Facebook has mastered social media?
JD Rucker at FastCompany, Inc. recently wrote, “The three major social media disciplines (networking, news, and microblogging) are set. There need be no new entrants into those arenas. In the niche social media world, there is still hope for innovation and creativity. Those wanting to stake their claim need to look here. Rather than building a Facebook killer or looking for the next big thing, they need to find a niche that needs servicing and master it. The big landgrab is over, but there are still plenty of smaller patches of land that need to be claimed.”
Although his explanations as to why and the point of his column being to push the industry towards niche markets rather than pushing to topple Facebook and Twitter, it did cause us to pause to think about the topic.
Tale of two startup guys
Most of our personal friends are in the startup world either creating, running or funding tech companies, and any of us can tell you that it is strikingly common for a 20 year old kid with a popped collar to tell you that he can’t tell you anything about his company but that it’s totally the next Facebook.

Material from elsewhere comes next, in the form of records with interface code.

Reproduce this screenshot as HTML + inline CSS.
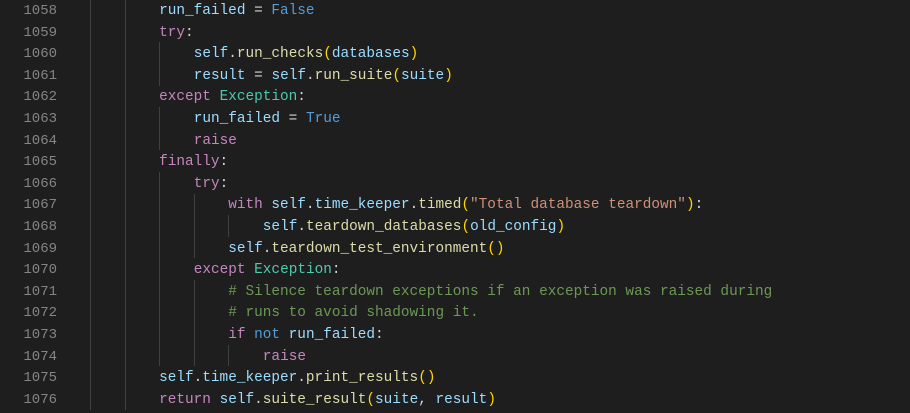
<!DOCTYPE html>
<html><head><style>
body{margin:0;width:910px;height:413px;background:#1e1e1e;overflow:hidden;position:relative;font-family:"Liberation Mono",monospace;font-size:14.4px;}
.ln{position:absolute;left:0;width:57px;text-align:right;color:#858585;height:21.6px;line-height:21.6px;font-size:14px;}
.c{position:absolute;left:90px;white-space:pre;color:#d4d4d4;height:21.6px;line-height:21.6px;}
.g{position:absolute;width:1px;background:#404040;height:21.6px;}
.v{color:#9cdcfe}.k{color:#c586c0}.b{color:#569cd6}.t{color:#4ec9b0}.f{color:#dcdcaa}.s{color:#ce9178}.m{color:#6a9955}.p{color:#ffd700}
</style></head><body>
<div id="r"></div>
<script>
var L=[
[8,'<span class="v">run_failed</span> = <span class="b">False</span>'],
[8,'<span class="k">try</span>:'],
[12,'<span class="v">self</span>.<span class="f">run_checks</span><span class="p">(</span><span class="v">databases</span><span class="p">)</span>'],
[12,'<span class="v">result</span> = <span class="v">self</span>.<span class="f">run_suite</span><span class="p">(</span><span class="v">suite</span><span class="p">)</span>'],
[8,'<span class="k">except</span> <span class="t">Exception</span>:'],
[12,'<span class="v">run_failed</span> = <span class="b">True</span>'],
[12,'<span class="k">raise</span>'],
[8,'<span class="k">finally</span>:'],
[12,'<span class="k">try</span>:'],
[16,'<span class="k">with</span> <span class="v">self</span>.<span class="v">time_keeper</span>.<span class="f">timed</span><span class="p">(</span><span class="s">"Total database teardown"</span><span class="p">)</span>:'],
[20,'<span class="v">self</span>.<span class="f">teardown_databases</span><span class="p">(</span><span class="v">old_config</span><span class="p">)</span>'],
[16,'<span class="v">self</span>.<span class="f">teardown_test_environment</span><span class="p">()</span>'],
[12,'<span class="k">except</span> <span class="t">Exception</span>:'],
[16,'<span class="m"># Silence teardown exceptions if an exception was raised during</span>'],
[16,'<span class="m"># runs to avoid shadowing it.</span>'],
[16,'<span class="k">if</span> <span class="b">not</span> <span class="v">run_failed</span>:'],
[20,'<span class="k">raise</span>'],
[8,'<span class="v">self</span>.<span class="v">time_keeper</span>.<span class="f">print_results</span><span class="p">()</span>'],
[8,'<span class="k">return</span> <span class="v">self</span>.<span class="f">suite_result</span><span class="p">(</span><span class="v">suite</span>, <span class="v">result</span><span class="p">)</span>']
];
var h='',cw=8.64;
L.forEach(function(l,i){
 var top=(1.0+i*21.6).toFixed(1);
 var gt=(-0.8+i*21.6).toFixed(1);
 h+='<div class="ln" style="top:'+top+'px">'+(1058+i)+'</div>';
 for(var c=0;c<l[0];c+=4){h+='<div class="g" style="top:'+gt+'px;left:'+Math.round(90+c*cw)+'px"></div>';}
 h+='<div class="c" style="top:'+top+'px;left:'+(90+l[0]*cw).toFixed(1)+'px">'+l[1]+'</div>';
});
document.getElementById('r').innerHTML=h;
</script>
</body></html>
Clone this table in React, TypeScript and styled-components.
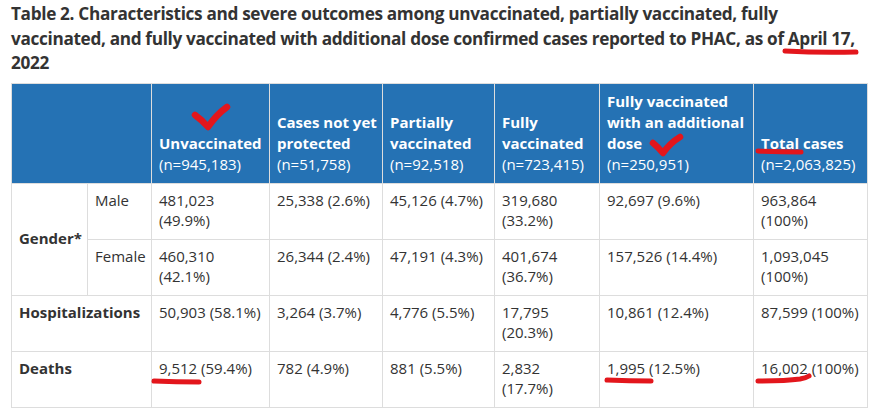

Really? The next Facebook? Why, because you have curly hair like Zuckerberg and are playing with a website instead of studying for your Bio final next week? Player, please. But what about the quiet 46 year old that tells you that he’s working on a really neat project and spending nights coding after his day job at Dell and that his site transforms how people communicate online. There are still people with substantially good ideas, but is Rucker right that these spaces have been dominated and oversaturated and niche is where it’s at?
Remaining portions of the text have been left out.